Let $P$ and $Q$ be points inside triangle $ABC$ satisfying $\angle PAC=\angle QAB$ and $\angle PBC=\angle QBA$. a) Prove that feet of perpendiculars from $P$ and $Q$ on the sides of triangle $ABC$ are concyclic. b) Let $D$ and $E$ be feet of perpendiculars from $P$ on the lines $BC$ and $AC$ and $F$ foot of perpendicular from $Q$ on $AB$. Let $M$ be intersection point of $DE$ and $AB$. Prove that $MP\bot CF$.
Problem
Source: Serbia Additional TST 2012, Problem 3
Tags: geometry, circumcircle, radical axis, geometry proposed
19.05.2012 18:04
a) See Nine-point circle generalization, isogonal, pedal circle theorem and elsewhere. b) Let $K$ be the orthogonal projection of $P$ on $AB.$ Let the circumcircles of $\triangle PKF$ and $PDCE$ meet again at $N.$ $DE,PN,FK$ are pairwise radical axes of $\odot(PDCE),$ $\odot(PKF)$ and $\odot(DEFK)$ concurring at their radical center $M,$ i.e. $N \in PM.$ $\angle PNC=\angle PEC=90^{\circ},$ i.e. $MP \perp CF.$
25.05.2012 01:02
The part b) was the last question in BMO2012 Shortlist.
26.05.2012 18:53
Here's solution to b) using vectors.

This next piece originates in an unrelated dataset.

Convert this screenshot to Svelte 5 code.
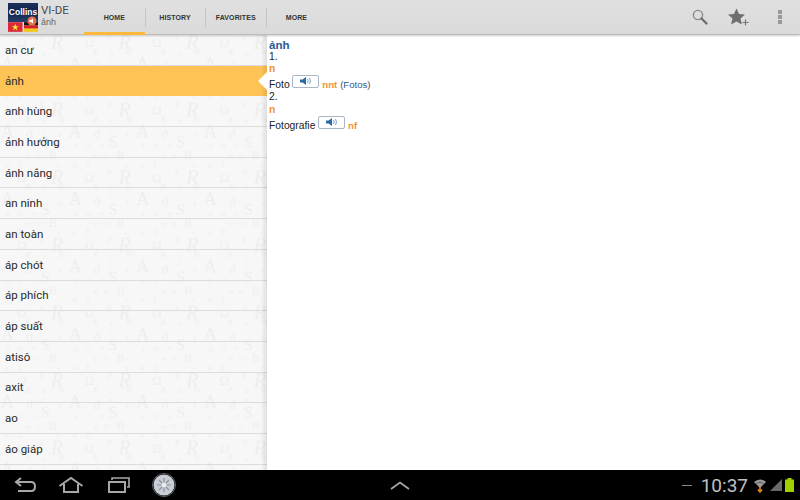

Let $G$ be the foot of the perpendicular to $AB$ from $P$ and $H$ foot of the perpendicular to $AC$ from $Q$. $CQ \perp DE$ since $P$ ang $Q$ are isogonal conjugate. Let me write $XY$ instead of $\vec{XY}$, because writing second ones many times is exhausting . $MP \cdot CF=MP \cdot PF - MP \cdot PC$ $MP \cdot PF =MP \cdot (PQ + QF)=MP \cdot PQ + (MG + GP) \cdot QF=MP \cdot PQ + GP \cdot QF$ $- MP \cdot PC=-(ME+EP) \cdot PC =MY(CQ+QP)-EP \cdot PC=ME \cdot QP - EP \cdot (PE+EC)=ME \cdot QP + PE^2$ $MP \cdot CF=MP \cdot PF - MP \cdot PC=MP \cdot PQ + GP \cdot QF + ME \cdot QP + PE^2=(MP-ME) \cdot PQ+ PE^2+GP \cdot QF = EP(PQ+EP)+GP \cdot QF=EP\cdot EQ-PG \cdot QF= EP \cdot HQ-PG \cdot QF=0$, since $AEPG$ and $AFQH$ are similar.
16.07.2012 18:26
The thing is to notice that P and Q are isogonal conjugates of each other. Then the proofs are corollaries of the property.